The church is built of coursed rubble, mostly ironstone, with some ashlar facings. The building comprises a nave and chancel of the early 14th century, both in the Decorated style. The south porch belongs to the same century as does the west tower, though it was rebuilt about a century later. The north aisle is Perpendicular in design and belongs to the 15th century. The vestry is late 19th century.

Clifton font, showing the 15th century screen behind November 2009
Clifton font, showing the 15th century screen behind November 2009

Moving inside, the font, if it is original to the church, is the oldest thing about the building. It is made of Purbeck stone and is 13th century, though the pedestal on which it stands is 19th century. Most of the interior is pure 1850s restoration except for the building's two late medieval gems.

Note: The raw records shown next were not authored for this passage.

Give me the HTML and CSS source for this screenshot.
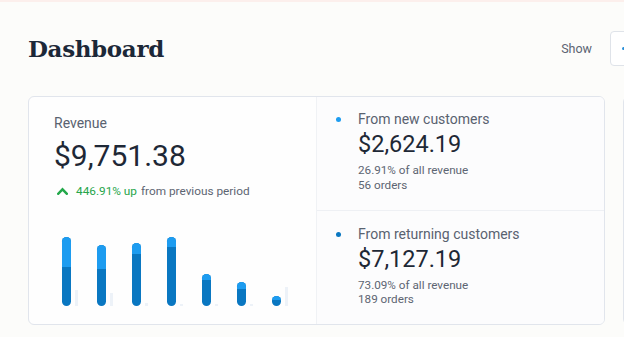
FILE: index.html
```html
<!DOCTYPE html>
<html lang="en">
<head>
<meta charset="utf-8">
<title>Dashboard</title>
<link rel="stylesheet" href="styles.css">
</head>
<body>
<div class="topline"></div>
<div class="page">
  <header class="header">
    <h1 class="title">Dashboard</h1>
    <div class="spacer"></div>
    <span class="show">Show</span>
    <div class="select"><span class="select-dot"></span></div>
  </header>
  <section class="cards">
    <div class="card">
      <div class="left">
        <div class="label">Revenue</div>
        <div class="total">$9,751.38</div>
        <div class="growth">
          <svg class="caret" width="11" height="8" viewBox="0 0 11 8"><path d="M1.2 6.8 L5.5 2.3 L9.8 6.8" fill="none" stroke="#23a84a" stroke-width="2.4" stroke-linecap="square" stroke-linejoin="miter"/></svg>
          <span class="up">446.91% up</span>
          <span class="from">from previous period</span>
        </div>
        <div class="chart">
          <div class="group"><div class="bar" style="height:69px"><div class="bar-top" style="height:30px"></div></div><div class="ghost" style="height:16px"></div></div>
          <div class="group"><div class="bar" style="height:61px"><div class="bar-top" style="height:24px"></div></div><div class="ghost" style="height:13px"></div></div>
          <div class="group"><div class="bar" style="height:63px"><div class="bar-top" style="height:11px"></div></div><div class="ghost" style="height:3px"></div></div>
          <div class="group"><div class="bar" style="height:69px"><div class="bar-top" style="height:10px"></div></div><div class="ghost" style="height:2px"></div></div>
          <div class="group"><div class="bar" style="height:32px"><div class="bar-top" style="height:6px"></div></div><div class="ghost" style="height:2px"></div></div>
          <div class="group"><div class="bar" style="height:24px"><div class="bar-top" style="height:7px"></div></div><div class="ghost" style="height:2px"></div></div>
          <div class="group"><div class="bar" style="height:10px"><div class="bar-top" style="height:4px"></div></div><div class="ghost" style="height:19px"></div></div>
        </div>
      </div>
      <div class="right">
        <div class="segment">
          <span class="dot dot-new"></span>
          <div class="seg-body">
            <div class="seg-label">From new customers</div>
            <div class="seg-amount">$2,624.19</div>
            <div class="seg-meta">26.91% of all revenue<br>56 orders</div>
          </div>
        </div>
        <div class="segment segment-last">
          <span class="dot dot-ret"></span>
          <div class="seg-body">
            <div class="seg-label">From returning customers</div>
            <div class="seg-amount">$7,127.19</div>
            <div class="seg-meta">73.09% of all revenue<br>189 orders</div>
          </div>
        </div>
      </div>
    </div>
    <div class="card card-next"></div>
  </section>
</div>
</body>
</html>
```

FILE: styles.css
```css
html, body {
  margin: 0;
  padding: 0;
}
body {
  width: 624px;
  height: 337px;
  overflow: hidden;
  background: #fcfcfa;
  font-family: Roboto, "Liberation Sans", Arial, sans-serif;
  color: #1e2836;
}
.topline {
  height: 2px;
  background: #fcefec;
}
.page {
  width: 780px;
}
.header {
  display: flex;
  align-items: center;
  height: 35px;
  margin-top: 29px;
  padding: 0 50px 0 28px;
}
.title {
  margin: 0;
  font-family: "DejaVu Serif", "Liberation Serif", serif;
  font-weight: 700;
  font-size: 23px;
  letter-spacing: -0.35px;
  line-height: 35px;
  color: #1c2838;
}
.spacer {
  flex: 1;
}
.show {
  font-size: 12.5px;
  color: #5b6472;
  margin-right: 18px;
}
.select {
  box-sizing: border-box;
  width: 120px;
  height: 35px;
  border: 1px solid #dfe3e9;
  border-radius: 4px;
  background: #fff;
  display: flex;
  align-items: center;
  padding-left: 11px;
}
.select-dot {
  width: 4px;
  height: 3px;
  border-radius: 2px;
  background: #2a8fd8;
}
.cards {
  display: flex;
  gap: 18px;
  margin-top: 30px;
  padding-left: 28px;
}
.card {
  box-sizing: border-box;
  flex: none;
  width: 577px;
  height: 229px;
  border: 1px solid #e1e5ec;
  border-radius: 6px;
  background: #fefefe;
  display: flex;
  overflow: hidden;
}
.left {
  box-sizing: border-box;
  width: 287px;
  padding: 16px 0 18px 25px;
  display: flex;
  flex-direction: column;
}
.label {
  font-size: 14px;
  line-height: 20px;
  color: #596270;
}
.total {
  margin-top: 5px;
  font-size: 30px;
  line-height: 36px;
  color: #1e2836;
}
.growth {
  margin-top: 8px;
  display: flex;
  align-items: center;
  font-size: 11.8px;
  line-height: 18px;
}
.caret {
  margin: 0 8px 0 3px;
}
.up {
  color: #27a54a;
  margin-right: 4px;
}
.from {
  color: #5d6572;
}
.chart {
  flex: 1;
  display: flex;
  align-items: flex-end;
  gap: 19px;
  padding-left: 8px;
}
.group {
  display: flex;
  align-items: flex-end;
  gap: 4px;
}
.bar {
  width: 9px;
  border-radius: 4.5px;
  background: #0a77c1;
  overflow: hidden;
}
.bar-top {
  background: #1d9cf0;
}
.ghost {
  width: 3px;
  background: #edf2f8;
}
.right {
  flex: 1;
  display: flex;
  flex-direction: column;
  border-left: 1px solid #f0f2f5;
  background: #fcfcfd;
}
.segment {
  flex: 1;
  display: flex;
  padding: 12px 0 0 19px;
  border-bottom: 1px solid #eef0f4;
}
.segment-last {
  border-bottom: none;
  padding-top: 13px;
}
.dot {
  width: 5px;
  height: 5px;
  border-radius: 50%;
  margin-top: 8px;
  margin-right: 17px;
  flex: none;
}
.dot-new {
  background: #1d9cf0;
}
.dot-ret {
  background: #0a77c1;
}
.seg-label {
  font-size: 14px;
  line-height: 20px;
  color: #596270;
}
.seg-amount {
  font-size: 23.5px;
  line-height: 30px;
  color: #1e2836;
}
.seg-meta {
  margin-top: 4px;
  font-size: 11.7px;
  line-height: 14.5px;
  color: #5d6572;
}
.card-next {
  display: block;
}
```
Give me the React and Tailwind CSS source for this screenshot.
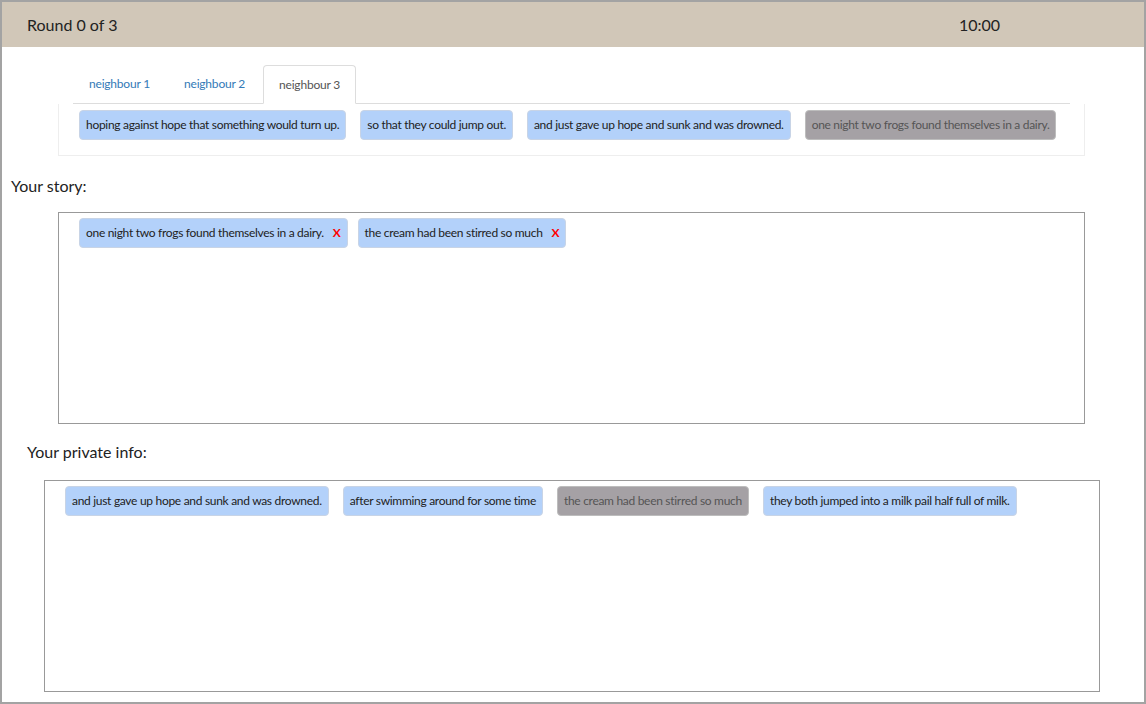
const neighbourChips = [
  { text: 'hoping against hope that something would turn up.' },
  { text: 'so that they could jump out.' },
  { text: 'and just gave up hope and sunk and was drowned.' },
  { text: 'one night two frogs found themselves in a dairy.', used: true },
];

const storyChips = [
  'one night two frogs found themselves in a dairy.',
  'the cream had been stirred so much',
];

const privateChips = [
  { text: 'and just gave up hope and sunk and was drowned.' },
  { text: 'after swimming around for some time' },
  { text: 'the cream had been stirred so much', used: true },
  { text: 'they both jumped into a milk pail half full of milk.' },
];

function Chip({ text, used, removable }) {
  return (
    <div
      className={
        used
          ? 'shrink-0 whitespace-nowrap flex items-center h-[30px] px-[6px] rounded-[4px] border border-[#bdbdbd] bg-[#a5a1a5] text-[#555] text-[12px] tracking-[-0.3px]'
          : 'shrink-0 whitespace-nowrap flex items-center h-[30px] px-[6px] rounded-[4px] border border-[#c8d4e6] bg-[#b3d1fa] text-[#222] text-[12px] tracking-[-0.3px]'
      }
    >
      <span>{text}</span>
      {removable && <span className="ml-[9px] text-[#ff0000] font-bold text-[12px]">X</span>}
    </div>
  );
}

export default function App() {
  return (
    <div
      className="w-[1146px] h-[704px] border-2 border-[#a3a3a3] bg-white overflow-hidden text-[#222]"
      style={{ fontFamily: 'Lato, "Open Sans", sans-serif' }}
    >
      {/* header */}
      <div className="h-[45px] bg-[#d1c7b8] flex items-center justify-between pl-[25px] pr-[144px] text-[16px]">
        <span>Round 0 of 3</span>
        <span>10:00</span>
      </div>

      {/* neighbour tabs */}
      <div className="ml-[71px] mt-[18px] w-[997px] flex border-b border-[#dddddd] text-[12px] tracking-[-0.2px]">
        <div className="h-[38px] px-[16px] flex items-center text-[#337ab7]">neighbour 1</div>
        <div className="h-[38px] px-[18px] flex items-center text-[#337ab7]">neighbour 2</div>
        <div className="h-[39px] -mb-px px-[15px] flex items-center text-[#555] bg-white border border-[#dddddd] border-b-white rounded-t-[4px]">
          neighbour 3
        </div>
      </div>
      <div className="ml-[56px] w-[1027px] h-[52px] border border-[#eeeeee] border-t-0 flex gap-[14px] pl-[20px] pt-[6px]">
        {neighbourChips.map((c) => (
          <Chip key={c.text} text={c.text} used={c.used} />
        ))}
      </div>

      {/* story */}
      <div className="ml-[9px] mt-[20px] text-[16px] leading-[20px]">Your story:</div>
      <div className="ml-[56px] mt-[16px] w-[1027px] h-[212px] border border-[#999999] flex items-start gap-[10px] pl-[20px] pt-[5px]">
        {storyChips.map((t) => (
          <Chip key={t} text={t} removable />
        ))}
      </div>

      {/* private info */}
      <div className="ml-[25px] mt-[18px] text-[16px] leading-[20px]">Your private info:</div>
      <div className="ml-[42px] mt-[18px] w-[1056px] h-[212px] border border-[#999999] flex items-start gap-[14px] pl-[20px] pt-[5px]">
        {privateChips.map((c) => (
          <Chip key={c.text} text={c.text} used={c.used} />
        ))}
      </div>
    </div>
  );
}
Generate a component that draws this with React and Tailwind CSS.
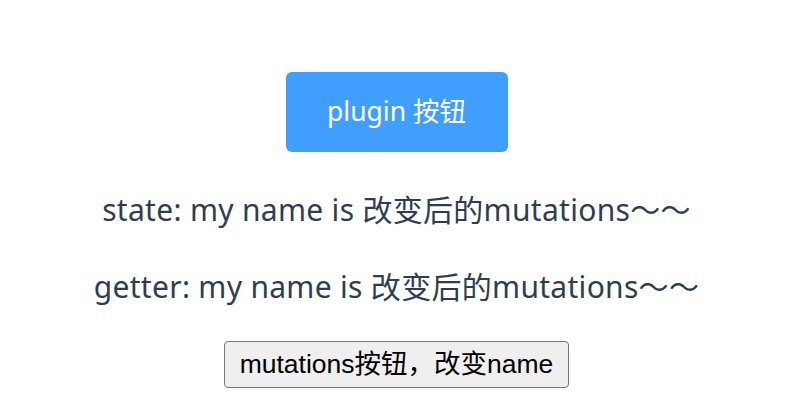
export default function App() {
  return (
    <div className="flex flex-col items-center pt-[72px] pr-[7px] w-[800px] h-[420px] bg-white text-[#2c3e50] [font-family:'Noto_Sans','Noto_Sans_CJK_SC',sans-serif]">
      <button className="w-[222px] h-[80px] rounded-[6px] bg-[#409eff] text-white text-[26.5px] [font-family:'Noto_Sans','Noto_Sans_CJK_SC',sans-serif]">
        plugin 按钮
      </button>
      <div className="mt-[42px] leading-[32px] text-[30px] tracking-[0.3px]">state: my name is 改变后的mutations～～</div>
      <div className="mt-[45px] leading-[32px] text-[30px] tracking-[0.3px]">getter: my name is 改变后的mutations～～</div>
      <button className="mt-[38px] w-[345px] h-[47px] rounded-[4px] border border-[#767676] bg-[#efefef] text-black text-[26.5px] [font-family:'Liberation_Sans','Noto_Sans_CJK_SC',sans-serif]">
        mutations按钮，改变name
      </button>
    </div>
  );
}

Mary Magdalene from the 15th century screen November 2009
Mary Magdalene from the 15th century screen November 2009

The first of these gems is a screen of the 15th century. It described by Sir Nikolaus Pevsner in his Buildings of England volume on Bedfordshire as "Not good" as it was then not restored. It was treated in 1992 and now reveals splendid the paintings of Old Testament prophets paired with New Testament saints on a rick red background. It does not now stand as a rood screen between the nave and chancel but behind the font at the west end of the church leading to the base of the tower.

The tomb of Sir Thomas Lucy and his wife November 2009
The tomb of Sir Thomas Lucy and his wife November 2009

The other late medieval gem is the tomb of Sir Thomas Lucy, (once thought to be that of Sir Michael Fisher) in the north chapel, now used as a vestry. It is 16th century (he died in 1525). The monument is of alabaster and was clearly once very fine, though it has now been battered as well as defaced by many graffiti, some as early as the 17th century.

A graffito of 1657 on Sir Thomas Lucy's tomb November 2009
A graffito of 1657 on Sir Thomas Lucy's tomb November 2009

A brass in the floor next to the monument is to John Fisher. He was the son of Michael, to whom the alabaster monument was once thought to belong. There is also a brass of Fisher's wife and they date to 1528.

Brass of Sir Michael Fisher's wife November 2009
Brass of Sir Michael Fisher's wife November 2009

A glebe terrier of 1822 [P7/1/8], before the church's restoration, describes it as: "an ancient building containing in length Sixty five feet and an half, in breadth Thirty eight feet and an half, the Chancel in breadth sixteen feet. On the north side of the Chancel is a Chapel in breadth Seventeen feet. The Steeple is fifteen feet by fourteen square within the walls, in height fifty Nine feet". The north chapel, which had belonged to Clifton Manor was pulled down, then rebuilt and enlarged between 1862 and 1863.